International Shopping List
Remembering shopping lists when shopping in the store is a typical example of using verbal memory. To test verbal memory in the lab, subjects learn a set of words during one or more study trials. At the end of the retention interval (which may last only a few seconds or minutes in the case of immediate testing), memory performance is probed either by explicit recall or recognition. Learning can be studied by repeated presentations of the word list, or repeated recognition tests with feedback.
Subjects’ abilities to learn, retain, and retrieve a specific word largely depend on a variety of semantic and lexical features. The most important characteristics that influence these abilities are Paivio’s scales of imagery and meaningfulness (Paivio, 1969, 1976).
The International Shopping List Test (ISLT) is a standardized procedure using repeated presentation and free recall of shopping items to test verbal memory (Lim at al,, 2009). Instead of providing a predefined pool of words, the ISLT provides a heuristic of how to create a list of 12 shopping items.
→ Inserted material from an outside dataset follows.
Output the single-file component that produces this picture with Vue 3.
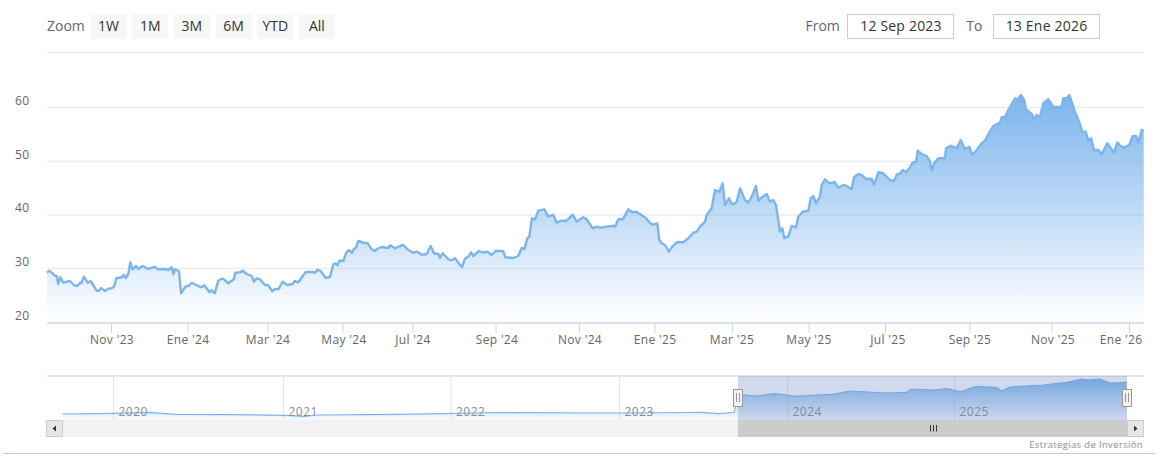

Researchers are asked to determine the most common grocery shopping items for a given culture or country. The underlying rationale of this heuristic is that this procedure will generate shopping items that are quite similar with respect to imagery, meaningfulness, and familiarity.
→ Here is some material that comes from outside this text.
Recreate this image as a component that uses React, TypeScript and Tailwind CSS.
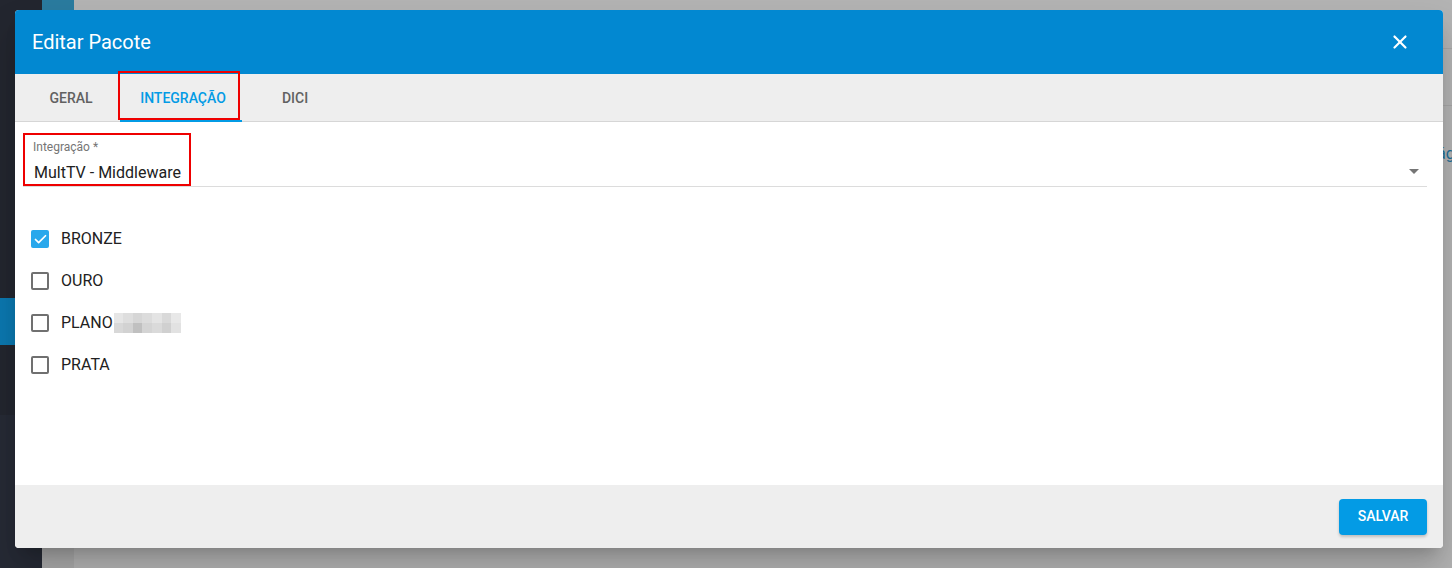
import { X, Check } from 'lucide-react'

const items = [
  { label: 'BRONZE', checked: true },
  { label: 'OURO', checked: false },
  { label: 'PLANO', checked: false, blur: true },
  { label: 'PRATA', checked: false },
]

const blurCells = [
  '#e6e6e6', '#dedede', '#d6d6d6', '#dcdcdc', '#e4e4e4', '#d9d9d9', '#e8e8e8',
  '#d8d8d8', '#d2d2d2', '#c0c0c0', '#d4d4d4', '#dadada', '#d0d0d0', '#e2e2e2',
]

export default function App() {
  return (
    <div
      className="relative w-[1452px] h-[568px] overflow-hidden flex"
      style={{ fontFamily: 'Roboto, "Liberation Sans", sans-serif' }}
    >
      {/* background page */}
      <div className="w-[42px] shrink-0 h-full bg-[#23262f] flex flex-col">
        <div className="h-[298px]" />
        <div className="h-[47px] bg-[#0b78b0]" />
        <div className="h-[70px]" />
        <div className="flex-1 bg-[#262a35]" />
      </div>
      <div className="w-[32px] shrink-0 h-full flex flex-col">
        <div className="h-[12px] bg-[#2a7b9f]" />
        <div className="flex-1 bg-[#a9a9a9]" />
      </div>
      <div className="flex-1 min-w-0 h-full bg-[#b3b3b3] flex flex-col">
        <div className="h-[48px]" />
        <div className="h-px bg-[#a6a6a6]" />
        <div className="h-[56px]" />
        <div className="h-px bg-[#a6a6a6]" />
        <div className="pt-[36px] pl-[1363px] text-[16px] text-[#1c6f98] whitespace-nowrap">ág</div>
      </div>

      {/* modal */}
      <div className="absolute left-[15px] top-[10px] w-[1428px] h-[538px] rounded-[4px] overflow-hidden bg-white flex flex-col shadow-[0_11px_15px_-7px_rgba(0,0,0,0.2),0_24px_38px_3px_rgba(0,0,0,0.14)]">
        <div className="h-[64px] bg-[#0288d1] flex items-center justify-between pl-[17px] pr-[32px]">
          <span className="text-white text-[20px]">Editar Pacote</span>
          <X size={22} strokeWidth={2.4} className="text-white" />
        </div>

        <div className="h-[48px] bg-[#eeeeee] border-b border-[#d6d6d6] flex">
          <div className="w-[112px] h-full flex items-center justify-center text-[14px] font-medium text-[#616161] pt-[1px]">
            GERAL
          </div>
          <div className="relative w-[112px] h-full flex items-center justify-center text-[14px] font-medium text-[#039be5] pt-[1px]">
            INTEGRAÇÃO
            <div className="absolute left-[-7px] right-[-3px] bottom-[-1px] h-[2px] bg-[#039be5]" />
            <div className="absolute left-[-9px] right-[-1px] top-[-3px] bottom-[1px] border-2 border-[#ee0000]" />
          </div>
          <div className="w-[112px] h-full flex items-center justify-center text-[14px] font-medium text-[#616161] pt-[1px]">
            DICI
          </div>
        </div>

        <div className="flex-1 bg-white px-[8px] pt-[11px]">
          <div className="relative border-b border-[#dcdcdc] h-[54px] mr-[8px]">
            <div className="absolute left-0 top-0 w-[168px] h-[53px] border-2 border-[#ee0000]" />
            <div className="pl-[10px] pt-[7px] text-[12px] text-[#757575] leading-[14px]">Integração *</div>
            <div className="pl-[11px] pt-[9px] text-[16px] text-[#212121] leading-[20px]">MultTV - Middleware</div>
            <div className="absolute right-[8px] top-[36px] w-0 h-0 border-l-[5px] border-r-[5px] border-t-[5px] border-l-transparent border-r-transparent border-t-[#757575]" />
          </div>

          <div className="pt-[43px] pl-[8px] flex flex-col gap-[24px]">
            {items.map((it) => (
              <div key={it.label} className="flex items-center h-[18px]">
                {it.checked ? (
                  <div className="w-[18px] h-[18px] rounded-[2px] bg-[#29a8ec] flex items-center justify-center">
                    <Check size={15} strokeWidth={2.8} className="text-white" />
                  </div>
                ) : (
                  <div className="w-[18px] h-[18px] rounded-[2px] border-2 border-[#707070]" />
                )}
                <span className="ml-[12px] text-[16px] text-[#212121]">{it.label}</span>
                {it.blur && (
                  <div className="ml-[1px] grid grid-cols-7 w-[67px] h-[20px]">
                    {blurCells.map((c, i) => (
                      <div key={i} style={{ background: c }} />
                    ))}
                  </div>
                )}
              </div>
            ))}
          </div>
        </div>

        <div className="h-[63px] bg-[#eeeeee] flex items-center justify-end pr-[16px]">
          <button className="w-[88px] h-[36px] rounded-[4px] bg-[#039be5] text-white text-[14px] font-medium shadow-[0_2px_3px_rgba(0,0,0,0.2)]">
            SALVAR
          </button>
        </div>
      </div>
    </div>
  )
}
This version of ISLT provides default shopping list in different languages taken from publications, but researchers may enter their own shopping items to create one or more custom lists of any length. The presentation and free recall is performed by a test moderator who reads the items from the computer screen to the participants and counts the recalled items on the computer.
By default, a session consists of three iterations of presentation and free recall. But number and order of presentation, free recall and optional recognition blocks can be configured in a flexible way to make other session designs possible. For repeated sessions (Rahimi-golkhandan at al., 2012), you can introduce parallel forms by simply creating multiple test configurations using different items.
Besides common scores like total number of recalled items, instructions, and repetitions, the ISLT paradigm also captures primacy and recency effects, and detailed data about the order and timing of the free recall to provide information about the memory strength of each recalled item (Thompson at al., 2012).
Publications
Lim YY, Prang KH, Cysique L, Pietrzak RH, Snyder PJ, Maruff P. A method for cross-cultural adaptation of a verbal memory assessment. Behav Res Methods. 2009;41(4):1190-200.
Paivio, A. (1969). Mental imagery in associative learning and memory. Journal of Experimental Psychology, 76, 241-263
Rahimi-golkhandan S, Maruff P, Darby D, Wilson P. Barriers to repeated assessment of verbal learning and memory: a comparison of international shopping list task and rey auditory verbal learning test on build-up of proactive interference. Arch Clin Neuropsychol. 2012;27(7):790-5.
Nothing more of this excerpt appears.